Yes. If the element appears in collected and indexed payloads (file content, email body, IM messages, etc.), Aggregated Search can match it and aggregate related behaviors to reconstruct the data flow path.
4) Can it still trace data after renaming, compression, encryption, or file extension changes?
Renaming and extension changes typically do not affect content-based matching. Compressed files can be indexed where content can be extracted. For encrypted files that cannot be decrypted for content extraction, the system can still reconstruct incidents using exfiltration behaviors, file characteristics, and upstream/downstream correlations—depending on the collection and parsing scope.
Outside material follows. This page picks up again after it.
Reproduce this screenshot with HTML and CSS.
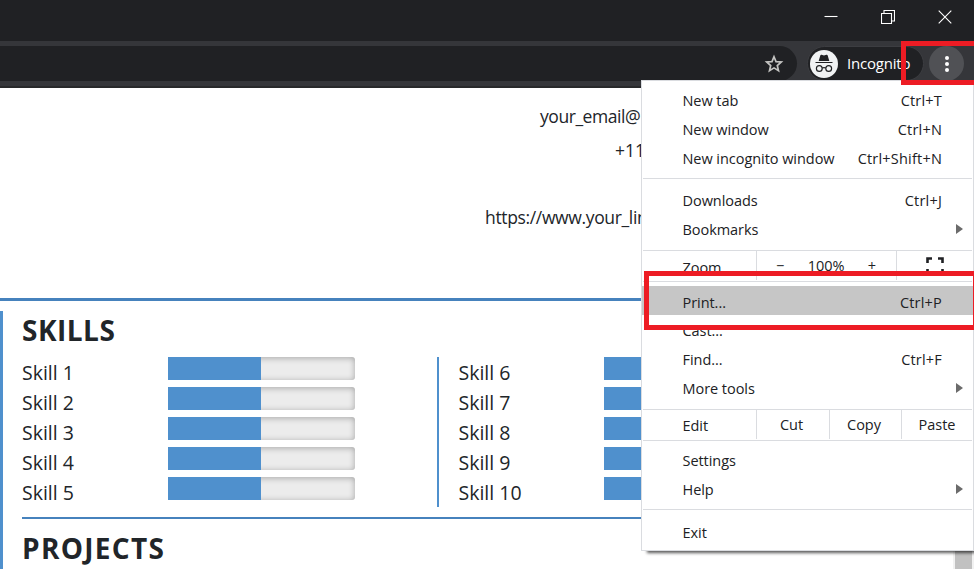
FILE: index.html
```html
<!DOCTYPE html>
<html lang="en">
<head>
<meta charset="utf-8">
<title>Resume</title>
<link rel="stylesheet" href="styles.css">
</head>
<body>
<div class="browser">
  <header class="titlebar">
    <svg width="14" height="14" viewBox="0 0 14 14"><path d="M.5 6.5h13"/></svg>
    <svg width="14" height="14" viewBox="0 0 14 14"><path d="M.5 3.5h10v10H.5zM3 3V.5h10.500v10.500H11"/></svg>
    <svg width="14" height="14" viewBox="0 0 14 14"><path d="M.7.7l12.600 12.600M13.300.7L.7 13.300"/></svg>
  </header>
  <div class="toolbar">
    <div class="address">
      <svg width="20" height="20" viewBox="0 0 20 20"><path d="M10 2.700l2 4.900 5.300.4-4 3.500 1.200 5.200L10 13.900l-4.500 2.800 1.200-5.200-4-3.500 5.300-.4z"/></svg>
    </div>
    <div class="profile">
      <svg width="28" height="28" viewBox="0 0 28 28"><circle cx="14" cy="14" r="14" fill="#f1f3f4"/><path d="M10.300 5.500q.3-1 1.300-.7l2.400.6 2.400-.6q1-.3 1.300.7L19.300 11H8.700zM5.500 12h17v1.100h-17z" fill="#202124"/><g fill="none" stroke="#202124" stroke-width="1.200"><circle cx="9.300" cy="18.500" r="2.900"/><circle cx="18.700" cy="18.500" r="2.900"/><path d="M12.200 18q1.800-.8 3.600 0"/></g></svg>
      <span>Incognito</span>
    </div>
    <div class="more"><i></i><i></i><i></i></div>
  </div>

  <main class="page">
    <section class="contact">
      <p class="email">your_email@</p>
      <p class="phone">+11</p>
      <p class="link">https://www.your_lin</p>
    </section>
    <section class="body">
      <h2 class="h-skills">SKILLS</h2>
      <div class="skills">
        <div class="col">
          <div class="skill"><span>Skill 1</span><div class="bar"><b></b></div></div>
          <div class="skill"><span>Skill 2</span><div class="bar"><b></b></div></div>
          <div class="skill"><span>Skill 3</span><div class="bar"><b></b></div></div>
          <div class="skill"><span>Skill 4</span><div class="bar"><b></b></div></div>
          <div class="skill"><span>Skill 5</span><div class="bar"><b></b></div></div>
        </div>
        <div class="col second">
          <div class="skill"><span>Skill 6</span><div class="bar"><b></b></div></div>
          <div class="skill"><span>Skill 7</span><div class="bar"><b></b></div></div>
          <div class="skill"><span>Skill 8</span><div class="bar"><b></b></div></div>
          <div class="skill"><span>Skill 9</span><div class="bar"><b></b></div></div>
          <div class="skill"><span>Skill 10</span><div class="bar"><b></b></div></div>
        </div>
      </div>
      <h2 class="h-projects">PROJECTS</h2>
    </section>
    <div class="scroll"></div>
  </main>

  <nav class="menu">
    <div class="group first">
      <div class="item"><span>New tab</span><kbd>Ctrl+T</kbd></div>
      <div class="item"><span>New window</span><kbd>Ctrl+N</kbd></div>
      <div class="item"><span>New incognito window</span><kbd>Ctrl+Shift+N</kbd></div>
    </div>
    <div class="group downloads">
      <div class="item"><span>Downloads</span><kbd>Ctrl+J</kbd></div>
      <div class="item sub"><span>Bookmarks</span></div>
    </div>
    <div class="split zoom">
      <div class="label">Zoom</div>
      <div class="cell level"><span>−</span><span>100%</span><span>+</span></div>
      <div class="cell full"><svg width="18" height="18" viewBox="0 0 18 18"><path d="M1.500 6V1.500H6M12 1.500h4.500V6M16.500 12v4.500H12M6 16.500H1.500V12"/></svg></div>
    </div>
    <div class="group tools">
      <div class="item active"><span>Print...</span><kbd>Ctrl+P</kbd></div>
      <div class="item"><span>Cast...</span></div>
      <div class="item"><span>Find...</span><kbd>Ctrl+F</kbd></div>
      <div class="item sub"><span>More tools</span></div>
    </div>
    <div class="split edit">
      <div class="label">Edit</div>
      <div class="cell">Cut</div>
      <div class="cell">Copy</div>
      <div class="cell">Paste</div>
    </div>
    <div class="group settings">
      <div class="item"><span>Settings</span></div>
      <div class="item sub"><span>Help</span></div>
    </div>
    <div class="group exit">
      <div class="item"><span>Exit</span></div>
    </div>
  </nav>
  <div class="mark mark-more"></div>
  <div class="mark mark-print"></div>
</div>
</body>
</html>
```
FILE: styles.css
```css
* { box-sizing: border-box; }
body { margin: 0; overflow: hidden; font-family: "Open Sans", "Noto Sans", sans-serif; font-weight: 400; color: #212529; }
.browser { position: relative; width: 974px; height: 569px; overflow: hidden; background: #fff; }
.titlebar { height: 41px; background: #202124; display: flex; justify-content: flex-end; gap: 43px; padding: 10px 22px 0 0; }
.titlebar svg { fill: none; stroke: #fff; stroke-width: 1.1; }

.toolbar { height: 47px; background: #35363a; border-bottom: 2px solid #28292b; display: flex; padding-top: 5px; }
.address { width: 797px; height: 35px; background: #202124; border-radius: 0 18px 18px 0; display: flex; justify-content: flex-end; align-items: center; padding-right: 13px; }
.address svg { fill: none; stroke: #c4c4c2; stroke-width: 1.7; }
.profile { margin-left: 10px; width: 117px; height: 35px; border: 1px solid #3c3d41; border-radius: 18px; background: #202124; display: flex; align-items: center; padding-left: 2px; gap: 9px; color: #fff; font-size: 15px; line-height: 20px; letter-spacing: -.2px; }
.profile span { padding-bottom: 2px; }
.more { margin-left: 5px; width: 35px; height: 35px; border-radius: 50%; background: #505155; display: flex; flex-direction: column; align-items: center; justify-content: center; gap: 2px; }
.more i { width: 4px; height: 4px; border-radius: 50%; background: #fff; }

.page { position: relative; height: 481px; }
.contact { height: 213px; padding-top: 12px; border-bottom: 3px solid #4682bd; font-size: 17.5px; }
.contact p { margin: 0; height: 33.500px; line-height: 33px; white-space: nowrap; }
.email { padding-left: 540px; letter-spacing: -.45px; }
.phone { padding-left: 615px; }
.contact .link { margin-top: 33px; padding-left: 485px; letter-spacing: -.35px; line-height: 34px; }
.body { margin-top: 10px; height: 258px; border-left: 3px solid #4f90cd; padding-left: 19px; }
h2 { margin: 0; font-size: 28px; font-weight: 700; white-space: nowrap; }
.h-skills { height: 46px; line-height: 39px; letter-spacing: .5px; }
.h-projects { line-height: 59px; letter-spacing: 1.3px; }
.skills { height: 162px; border-bottom: 2px solid #4682bd; display: flex; }
.col { width: 415px; height: 150px; flex: none; }
.second { border-left: 2px solid #4f90cd; padding-left: 19.500px; width: 436px; }
.skill { height: 30px; display: flex; font-size: 19.5px; line-height: 31px; }
.skill span { width: 146px; flex: none; }
.second .skill span { width: 145.500px; }
.bar { width: 187px; height: 23px; background: #ececec; border-radius: 3px; box-shadow: inset 0 1px 6px rgba(0,0,0,.3); }
.bar b { display: block; width: 93px; height: 23px; background: #4f90cd; }
.scroll { position: absolute; right: 0; top: 0; width: 21px; height: 481px; background: #c1c1c1; border: solid #f1f1f1; border-width: 0 2px; }

.menu { position: absolute; left: 641px; top: 80px; width: 333px; height: 471px; background: #fff; border: 1px solid #dadce0; box-shadow: 5px 3px 3px -1px rgba(0,0,0,.65); font-size: 14.5px; color: #202124; letter-spacing: -.05px; }
.group { margin: 0 1px; border-bottom: 1px solid #dadce0; }
.item { height: 29px; line-height: 28px; display: flex; justify-content: space-between; padding: 0 30px 0 39.500px; white-space: nowrap; }
kbd { font: inherit; letter-spacing: .2px; }
.sub { padding-right: 9px; align-items: center; line-height: 27px; }
.sub::after { content: ""; margin-bottom: 2px; border-left: 7px solid #6b6b6b; border-top: 5px solid transparent; border-bottom: 5px solid transparent; }
.downloads .sub span { margin-top: -2px; }
.downloads .sub::after { margin-bottom: 4px; }
.first { height: 98px; padding-top: 6px; }
.downloads { height: 72px; padding-top: 8px; }
.split { height: 31px; margin: 0 1px; border-bottom: 1px solid #dadce0; display: flex; line-height: 30px; }
.label { width: 113px; flex: none; padding-left: 39.500px; line-height: 32px; }
.zoom .label { line-height: 33px; }
.cell { border-left: 1px solid #dadce0; width: 73px; flex: none; text-align: center; height: 29px; padding-right: 3px; }
.edit .cell:nth-child(3) { width: 72px; }
.edit .cell:last-child { width: 72px; padding: 0 1px 0 0; }
.level { width: 140px; display: flex; justify-content: space-between; padding: 0 20px 0 19px; }
.full { width: 76px; padding: 6px 0 0; line-height: 0; }
.full svg { fill: none; stroke: #202124; stroke-width: 2.6; }
.tools { height: 128px; padding-top: 4px; }
.active { margin: 0 -1px; padding: 0 31px 0 40.500px; background: #c6c6c6; line-height: 33px; }
.tools .item:not(.active) { line-height: 31px; }
.tools .sub span { margin-top: 2px; }
.tools .sub::after { margin: 0; }
.settings { height: 69px; padding-top: 5px; }
.settings .item { line-height: 29px; }
.exit { border: 0; padding-top: 8px; }
.exit .item { line-height: 29px; }
.mark { position: absolute; border: 5px solid #ed1c24; }
.mark-more { left: 901px; top: 41px; width: 78px; height: 44px; }
.mark-print { left: 644px; top: 271px; width: 334px; height: 59px; }
```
5) Can it find sensitive information in images, scans, PDFs, or screenshots?
Yes. OCR makes image text searchable by indexing recognized text, and image-to-image search can retrieve similar images even when content has been cropped, blurred, or re-encoded.
6) What exfiltration channels can be correlated into a complete incident?
Commonly: file operations, email, IM, cloud drive sync, and external devices (USB). Aggregated Search can also correlate time sequence and entities (user/endpoint/recipient) to generate a data flow map.
7) Which teams or scenarios is this best for?
SOC/security operations, internal audit and compliance, and data security/DLP teams—especially for leak investigations, compliance evidence, major incident postmortems, and cross-channel traceback.